Curtis Muhammad of Community Labor United and The People's Hurricane Fund was on Democracy Now last Wednesday.
AMY GOODMAN: Curtis Muhammad is also on the line with us. He is from New Orleans, right now in Jackson, Mississippi, former S.N.C.C organizer, Co-founder of Community Labor United in New Orleans. Curtis, this weekend there will be a meeting in Baton Rouge of black leaders talking about rebuilding New Orleans. As we observe that this question is being asked right now: Will New Orleans be rebuilt, as opposed to how will it be rebuilt, but can you talk about how this whole hurricane is being framed and who will be involved in the rebuilding?
CURTIS MUHAMMAD: Well, I think there are two things where we started this process of talking to our people about how to move. First of all, that's what we do. We have been doing community forums for about eight or nine years in New Orleans under something we call Community Labor United, a coalition of progressive organizations. So, when this happened and we found ourselves scattered everywhere, and we were all watching the news, and we realized that we had our people just all over the South, North, flying them all over the country, so we began to try to gather ourselves and talk about what we needed.
And one consensus emerged out of those phone calls and emails. And that is, we could not depend on our local, state, or national government for our future, that it was very clear that without the people standing and demanding something in a real serious way that we would not get our due. Now, this thing was so blatant, this thing was just so blatant, and there's been so much skating and sliding around the facts of this thing, and we are looking at it on TV. And that's what makes it so hard for me.
I mean, I saw T.D. Jakes on the – being interviewed, and I’ve forgotten who interviewed him. It was on CNN, I think, and the interviewer just tried to push him, said, “Reverend Jakes, just tell me how you feel in your gut. Just in your heart. Was this racism?” And he just kept running from that issue. It's very few people who have really walked into that piece. I mean, here we are watching this thing happen, hearing the reporters talk about ambulances picking up people from the mostly predominantly white and upper middle class hospital at Tulane University, picking people up to evacuate them, and going right past the Charity Hospital where most of the Blacks were. And we had these reports of nurses using pumps by hand to keep people alive and stashing the dead in the staircase, and yet they were going uptown to empty out the predominantly white and middle class hospitals. And we were still skating.

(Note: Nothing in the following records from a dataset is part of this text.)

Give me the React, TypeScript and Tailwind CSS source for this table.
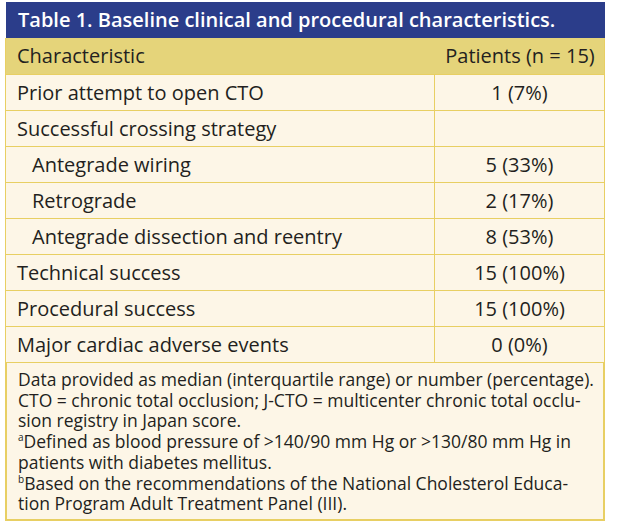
import React from "react";

type Row = { label: string; value: string; indent?: boolean };

const rows: Row[] = [
  { label: "Prior attempt to open CTO", value: "1 (7%)" },
  { label: "Successful crossing strategy", value: "" },
  { label: "Antegrade wiring", value: "5 (33%)", indent: true },
  { label: "Retrograde", value: "2 (17%)", indent: true },
  { label: "Antegrade dissection and reentry", value: "8 (53%)", indent: true },
  { label: "Technical success", value: "15 (100%)" },
  { label: "Procedural success", value: "15 (100%)" },
  { label: "Major cardiac adverse events", value: "0 (0%)" },
];

export default function App() {
  return (
    <div className="w-[620px] h-[532px] bg-white pt-[2px] pl-[5px] font-['Open_Sans',sans-serif] text-[#231f20]">
      <div className="w-[600px]">
        {/* Title */}
        <div className="h-[36px] ml-[1px] bg-[#2b3d8a] text-white text-[20px] font-semibold flex items-center pl-[12px]">
          Table 1. Baseline clinical and procedural characteristics.
        </div>

        {/* Header */}
        <div className="grid grid-cols-[430px_1fr] h-[36px] bg-[#e5d47a] border-x border-[#e8cf63] text-[20px]">
          <div className="flex items-center pl-[11px]">Characteristic</div>
          <div className="flex items-center justify-center">Patients (n = 15)</div>
        </div>

        {/* Body */}
        <div className="bg-[#fdf6e7] border-x border-[#e8cf63] text-[20px]">
          {rows.map((r) => (
            <div key={r.label} className="grid grid-cols-[429px_1fr] h-[36px] border-t border-[#e8cf63]">
              <div className={`flex items-center border-r border-[#e8cf63] ${r.indent ? "pl-[26px]" : "pl-[11px]"}`}>
                {r.label}
              </div>
              <div className="flex items-center justify-center">{r.value}</div>
            </div>
          ))}
        </div>

        {/* Footnotes */}
        <div className="bg-[#fdf6e7] border-x-2 border-b-2 border-t border-[#e8cf63] pl-[11px] pt-[6px] pb-[5px] text-[17.5px] leading-[20.7px] whitespace-nowrap">
          <p>Data provided as median (interquartile range) or number (percentage).</p>
          <p>
            CTO = chronic total occlusion; J-CTO = multicenter chronic total occlu-
            <br />
            sion registry in Japan score.
          </p>
          <p>
            <span className="text-[10px] align-super leading-[0]">a</span>Defined as blood pressure of &gt;140/90 mm Hg or &gt;130/80 mm Hg in
            <br />
            patients with diabetes mellitus.
          </p>
          <p>
            <span className="text-[10px] align-super leading-[0]">b</span>Based on the recommendations of the National Cholesterol Educa-
            <br />
            tion Program Adult Treatment Panel (III).
          </p>
        </div>
      </div>
    </div>
  );
}
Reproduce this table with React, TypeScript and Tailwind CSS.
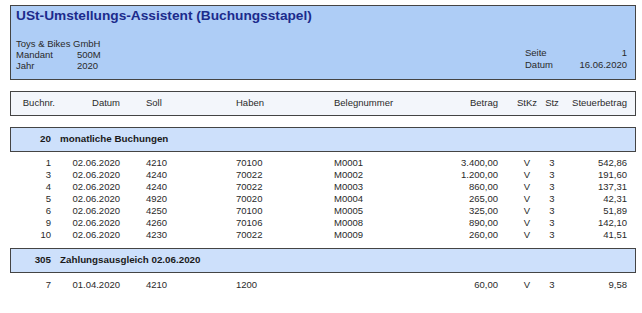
import React from "react";

type Row = [string, string, string, string, string, string, string, string, string];

const group1: Row[] = [
  ["1", "02.06.2020", "4210", "70100", "M0001", "3.400,00", "V", "3", "542,86"],
  ["3", "02.06.2020", "4240", "70022", "M0002", "1.200,00", "V", "3", "191,60"],
  ["4", "02.06.2020", "4240", "70022", "M0003", "860,00", "V", "3", "137,31"],
  ["5", "02.06.2020", "4920", "70020", "M0004", "265,00", "V", "3", "42,31"],
  ["6", "02.06.2020", "4250", "70100", "M0005", "325,00", "V", "3", "51,89"],
  ["9", "02.06.2020", "4260", "70106", "M0008", "890,00", "V", "3", "142,10"],
  ["10", "02.06.2020", "4230", "70022", "M0009", "260,00", "V", "3", "41,51"],
];

const group2: Row[] = [["7", "01.04.2020", "4210", "1200", "", "60,00", "V", "3", "9,58"]];

function Cells({ r, header }: { r: Row; header?: boolean }) {
  return (
    <>
      <div className={header ? "w-[55px] shrink-0 text-right" : "w-[55px] shrink-0 text-right pr-[4px]"}>{r[0]}</div>
      <div className="w-[65px] shrink-0 text-right">{r[1]}</div>
      <div className="w-[116px] shrink-0 pl-[26px]">{r[2]}</div>
      <div className="w-[98px] shrink-0">{r[3]}</div>
      <div className="w-[106px] shrink-0">{r[4]}</div>
      <div className="w-[58px] shrink-0 text-right">{r[5]}</div>
      <div className="w-[12px] shrink-0" />
      <div className="w-[34px] shrink-0 text-center">{r[6]}</div>
      <div className="w-[16px] shrink-0 text-center">{r[7]}</div>
      <div className="w-[67px] shrink-0 text-right">{r[8]}</div>
    </>
  );
}

function DataRow({ r }: { r: Row }) {
  return (
    <div className="flex h-[12px] items-center leading-[12px] whitespace-nowrap">
      <Cells r={r} />
    </div>
  );
}

function GroupBar({ num, title }: { num: string; title: string }) {
  return (
    <div className="ml-[10px] w-[626px] h-[25px] border border-[#444] bg-[#cde0fb] flex items-center font-bold text-[9.8px] text-[#1a1a1a] whitespace-nowrap">
      <div className="w-[40px] text-right shrink-0">{num}</div>
      <div className="ml-[9px]">{title}</div>
    </div>
  );
}

export default function App() {
  return (
    <div
      className="w-[642px] h-[313px] bg-white overflow-hidden text-[9.5px] text-[#2a2a2a] pt-[5px]"
      style={{ fontFamily: '"Liberation Sans", Arial, sans-serif' }}
    >
      {/* Report header */}
      <div className="ml-[10px] w-[626px] h-[75px] border border-[#444] bg-[#aecdf6] pt-[2px] pl-[5px] pr-[8px] flex flex-col">
        <div className="text-[13.7px] leading-[16px] font-bold text-[#1c2b8c] whitespace-nowrap">
          USt-Umstellungs-Assistent (Buchungsstapel)
        </div>
        <div className="flex justify-between items-end mt-[14px]">
          <div className="leading-[11px] whitespace-nowrap">
            <div>Toys &amp; Bikes GmbH</div>
            <div className="flex">
              <span className="w-[61px]">Mandant</span>
              <span>500M</span>
            </div>
            <div className="flex">
              <span className="w-[61px]">Jahr</span>
              <span>2020</span>
            </div>
          </div>
          <div className="w-[102px] leading-[12px] whitespace-nowrap">
            <div className="flex justify-between">
              <span>Seite</span>
              <span>1</span>
            </div>
            <div className="flex justify-between">
              <span>Datum</span>
              <span>16.06.2020</span>
            </div>
          </div>
        </div>
      </div>

      {/* Column header */}
      <div className="mt-[11px] ml-[10px] w-[626px] h-[25px] border border-[#444] bg-[#f3f6fb] flex items-center whitespace-nowrap">
        <div className="flex -ml-[11px]">
          <Cells
            header
            r={["Buchnr.", "Datum", "Soll", "Haben", "Belegnummer", "Betrag", "StKz", "Stz", "Steuerbetrag"]}
          />
        </div>
      </div>

      <div className="mt-[11px]">
        <GroupBar num="20" title="monatliche Buchungen" />
      </div>
      <div className="mt-[5px]">
        {group1.map((r, i) => (
          <DataRow key={i} r={r} />
        ))}
      </div>
      <div className="mt-[7px]">
        <GroupBar num="305" title="Zahlungsausgleich 02.06.2020" />
      </div>
      <div className="mt-[6px]">
        {group2.map((r, i) => (
          <DataRow key={i} r={r} />
        ))}
      </div>
    </div>
  );
}
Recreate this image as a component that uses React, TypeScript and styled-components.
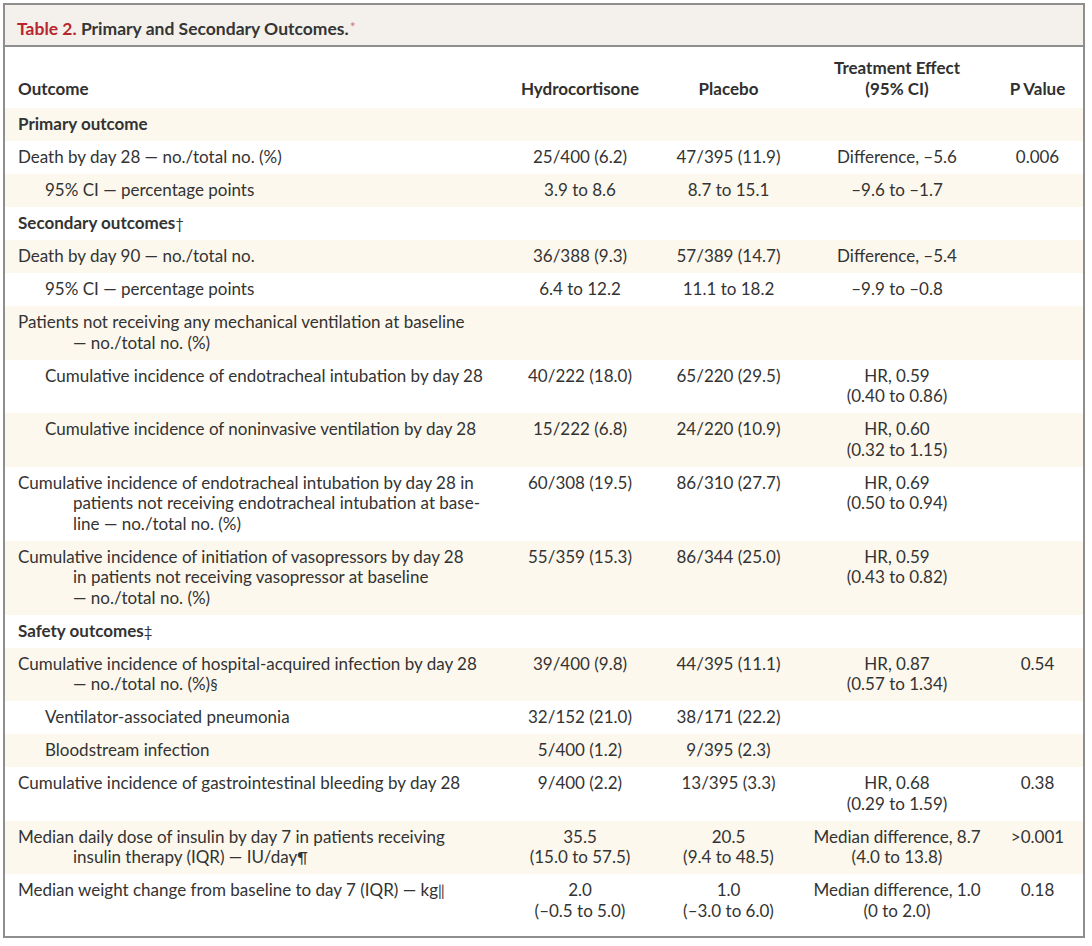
import React from "react";
import styled, { createGlobalStyle } from "styled-components";

type Row = {
  label: string[];
  mark?: string;
  section?: boolean;
  indent?: number;
  hydro?: string[];
  placebo?: string[];
  effect?: string[];
  p?: string[];
};

const rows: Row[] = [
  { section: true, label: ["Primary outcome"] },
  {
    label: ["Death by day 28 — no./total no. (%)"],
    hydro: ["25/400 (6.2)"],
    placebo: ["47/395 (11.9)"],
    effect: ["Difference, –5.6"],
    p: ["0.006"],
  },
  {
    indent: 1,
    label: ["95% CI — percentage points"],
    hydro: ["3.9 to 8.6"],
    placebo: ["8.7 to 15.1"],
    effect: ["–9.6 to –1.7"],
  },
  { section: true, label: ["Secondary outcomes"], mark: "†" },
  {
    label: ["Death by day 90 — no./total no."],
    hydro: ["36/388 (9.3)"],
    placebo: ["57/389 (14.7)"],
    effect: ["Difference, –5.4"],
  },
  {
    indent: 1,
    label: ["95% CI — percentage points"],
    hydro: ["6.4 to 12.2"],
    placebo: ["11.1 to 18.2"],
    effect: ["–9.9 to –0.8"],
  },
  {
    label: ["Patients not receiving any mechanical ventilation at baseline", "— no./total no. (%)"],
  },
  {
    indent: 1,
    label: ["Cumulative incidence of endotracheal intubation by day 28"],
    hydro: ["40/222 (18.0)"],
    placebo: ["65/220 (29.5)"],
    effect: ["HR, 0.59", "(0.40 to 0.86)"],
  },
  {
    indent: 1,
    label: ["Cumulative incidence of noninvasive ventilation by day 28"],
    hydro: ["15/222 (6.8)"],
    placebo: ["24/220 (10.9)"],
    effect: ["HR, 0.60", "(0.32 to 1.15)"],
  },
  {
    label: [
      "Cumulative incidence of endotracheal intubation by day 28 in",
      "patients not receiving endotracheal intubation at base-",
      "line — no./total no. (%)",
    ],
    hydro: ["60/308 (19.5)"],
    placebo: ["86/310 (27.7)"],
    effect: ["HR, 0.69", "(0.50 to 0.94)"],
  },
  {
    label: [
      "Cumulative incidence of initiation of vasopressors by day 28",
      "in patients not receiving vasopressor at baseline",
      "— no./total no. (%)",
    ],
    hydro: ["55/359 (15.3)"],
    placebo: ["86/344 (25.0)"],
    effect: ["HR, 0.59", "(0.43 to 0.82)"],
  },
  { section: true, label: ["Safety outcomes"], mark: "‡" },
  {
    label: ["Cumulative incidence of hospital-acquired infection by day 28", "— no./total no. (%)"],
    mark: "§",
    hydro: ["39/400 (9.8)"],
    placebo: ["44/395 (11.1)"],
    effect: ["HR, 0.87", "(0.57 to 1.34)"],
    p: ["0.54"],
  },
  {
    indent: 1,
    label: ["Ventilator-associated pneumonia"],
    hydro: ["32/152 (21.0)"],
    placebo: ["38/171 (22.2)"],
  },
  {
    indent: 1,
    label: ["Bloodstream infection"],
    hydro: ["5/400 (1.2)"],
    placebo: ["9/395 (2.3)"],
  },
  {
    label: ["Cumulative incidence of gastrointestinal bleeding by day 28"],
    hydro: ["9/400 (2.2)"],
    placebo: ["13/395 (3.3)"],
    effect: ["HR, 0.68", "(0.29 to 1.59)"],
    p: ["0.38"],
  },
  {
    label: ["Median daily dose of insulin by day 7 in patients receiving", "insulin therapy (IQR) — IU/day"],
    mark: "¶",
    hydro: ["35.5", "(15.0 to 57.5)"],
    placebo: ["20.5", "(9.4 to 48.5)"],
    effect: ["Median difference, 8.7", "(4.0 to 13.8)"],
    p: [">0.001"],
  },
  {
    label: ["Median weight change from baseline to day 7 (IQR) — kg"],
    mark: "‖",
    hydro: ["2.0", "(–0.5 to 5.0)"],
    placebo: ["1.0", "(–3.0 to 6.0)"],
    effect: ["Median difference, 1.0", "(0 to 2.0)"],
    p: ["0.18"],
  },
];

export default function App() {
  return (
    <>
      <GlobalStyle />
      <Page>
        <Frame>
          <TitleBar>
            <TableNo>Table 2.</TableNo> Primary and Secondary Outcomes.<Star>*</Star>
          </TitleBar>
          <HeaderRow>
            <HeadCell $left>Outcome</HeadCell>
            <HeadCell>Hydrocortisone</HeadCell>
            <HeadCell>Placebo</HeadCell>
            <HeadCell>
              Treatment Effect
              <br />
              (95% CI)
            </HeadCell>
            <HeadCell>P Value</HeadCell>
          </HeaderRow>
          <Body>
            {rows.map((r, i) => (
              <DataRow key={i} $shaded={i % 2 === 0}>
                <LabelCell $indent={r.indent || 0} $bold={!!r.section}>
                  {r.label.map((line, j) => (
                    <LabelLine key={j} $cont={j > 0}>
                      {line}
                      {j === r.label.length - 1 && r.mark ? <Mark>{r.mark}</Mark> : null}
                    </LabelLine>
                  ))}
                </LabelCell>
                <ValueCell>{r.hydro?.map((v, j) => <div key={j}>{v}</div>)}</ValueCell>
                <ValueCell>{r.placebo?.map((v, j) => <div key={j}>{v}</div>)}</ValueCell>
                <ValueCell>{r.effect?.map((v, j) => <div key={j}>{v}</div>)}</ValueCell>
                <ValueCell>{r.p?.map((v, j) => <div key={j}>{v}</div>)}</ValueCell>
              </DataRow>
            ))}
          </Body>
        </Frame>
      </Page>
    </>
  );
}

const GlobalStyle = createGlobalStyle`
  body {
    margin: 0;
    background: #ffffff;
    font-family: Lato, "Open Sans", "Liberation Sans", sans-serif;
    color: #333333;
  }
`;

const Page = styled.div`
  padding: 3px 0 0 3px;
`;

const Frame = styled.div`
  width: 1078px;
  border: 2px solid #8e8e8e;
  display: flex;
  flex-direction: column;
`;

const TitleBar = styled.div`
  height: 42px;
  box-sizing: border-box;
  padding: 11px 0 0 12px;
  background: #f4f1ed;
  border-bottom: 2px solid #8e8e8e;
  font-size: 17.5px;
  font-weight: 700;
  line-height: 21px;
  color: #353535;
  white-space: nowrap;
`;

const TableNo = styled.span`
  color: #b8272e;
`;

const Star = styled.span`
  color: #c47f82;
  font-size: 14px;
  vertical-align: 3px;
  margin-left: 1px;
  font-weight: 400;
`;

const columns = "500px 150px 147px 190px 91px";

const HeaderRow = styled.div`
  display: grid;
  grid-template-columns: ${columns};
  align-items: end;
  height: 61px;
  box-sizing: border-box;
  padding-bottom: 9px;
  font-size: 17px;
  font-weight: 700;
  line-height: 21px;
  color: #303030;
`;

const HeadCell = styled.div<{ $left?: boolean }>`
  text-align: ${(p) => (p.$left ? "left" : "center")};
  padding-left: ${(p) => (p.$left ? "13px" : "0")};
`;

const Body = styled.div`
  display: flex;
  flex-direction: column;
  padding-bottom: 8px;
`;

const DataRow = styled.div<{ $shaded: boolean }>`
  display: grid;
  grid-template-columns: ${columns};
  padding: 6.25px 0;
  background: ${(p) => (p.$shaded ? "#fcf8ee" : "#ffffff")};
  font-size: 17px;
  line-height: 20.5px;
  color: #333333;
`;

const LabelCell = styled.div<{ $indent: number; $bold: boolean }>`
  padding-left: ${(p) => 13 + p.$indent * 27}px;
  font-weight: ${(p) => (p.$bold ? 700 : 400)};
  white-space: nowrap;
`;

const LabelLine = styled.div<{ $cont: boolean }>`
  padding-left: ${(p) => (p.$cont ? "55px" : "0")};
`;

const Mark = styled.span`
  font-weight: 400;
  font-size: 15px;
`;

const ValueCell = styled.div`
  text-align: center;
  white-space: nowrap;
`;
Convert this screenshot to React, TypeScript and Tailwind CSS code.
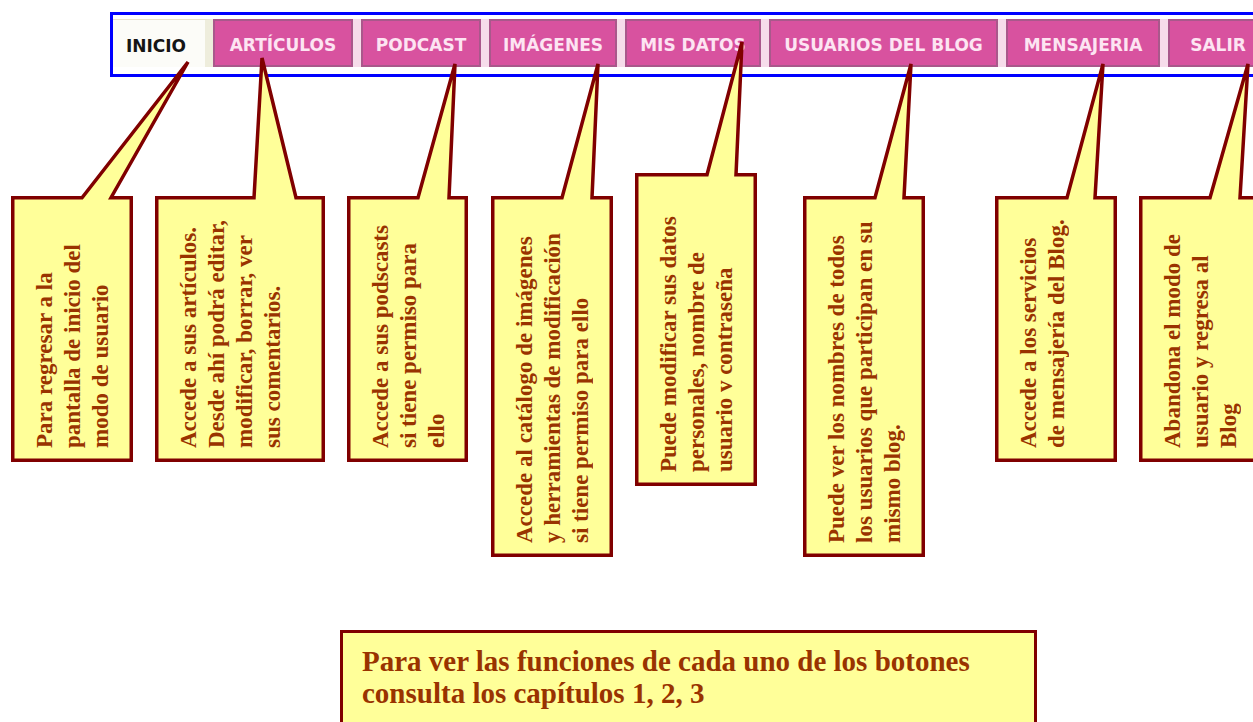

Now, that convinced us that we had no caretakers. You know, those -- the Mayor at one point goes into the Superdome and goes into the Convention Center, and says, “Just go walk. Don't wait for help. Just get on the highway and walk out of here.” That actually happened. And they stopped them. They set up checkpoints and would not let the people leave the city for fear they were going to loot the dry towns, white towns, Kenner, Metairie up the road. And they started locking these shelters at night so people could not sneak away. And no help was still coming. Now, somebody break into place and get water and food, and we call it looting. And people are dying.
And Bush, the President, finally shows up six days later, and he says, “Zero tolerance for people who break into places to get food and water,” that that's the same as looting. How can you call looting when the whole town almost is under water and people are starving and nobody has been to see about them for six days? And those people are being criminalized and thrown in jail as we speak. So, when we gathered our forces, we began to travel through the shelters so that we could locate. We couldn't get cooperation from the government of where they were taking our people. But we just started going city to city up the highway, and every city, as we went out on 10 West, we traveled all the way to Houston. We started at Baton Rouge. Everything was filled. Churches, gymnasiums, civic centers, dormitories of college campuses where the students had brought the families into their dormitories.
But when we would go to the public shelters, they were almost like prisons. You could hardly get in. There was all kind of criteria for how you could get in to see the people that was almost like visiting somebody in prison. The people didn't have access to the world around them for fear, again, because on TV they had been criminalized already. So, though the communities were willing to accept them, they were not willing for these people to walk the streets of their town. They were eating sweets and Cokes, still, to the day – I came to this studio this morning having driven from Houston. Every little town between Baton Rouge and Houston had shelters with our people. And they were all managed by FEMA and Homeland Security and soldiers and National Guards, and the ability to go visit these people was like tremendously hard work.
By the time we got to Houston, we had learned a little lesson. We learned if we took our already white volunteer as our leader to the shelters, we could enter without any problem, without any red tape. We were allowed to enter. So, we are convinced that the racism about the New Orleans black population, the black poor population, is so tremendous and so negligent and we don't know the reasons. And maybe so all black people. Maybe that's just – we just have this tremendous universal hatred for dark skin. I don't know what it is. But we watched blatant racism, blatant racism.
We watched our government, whether it's local, state or national, and I would rather say state or national because the local government has no National Guard. It has no helicopters. It has no big boats. It doesn't have the wherewithal to have moved 150,000 people trapped in New Orleans underwater. The state and the feds are the culprits, and though they have not joined the International Court, there must be a people's court somewhere that can charge wrongful death, that can charge murder. Because that's what we have witnessed.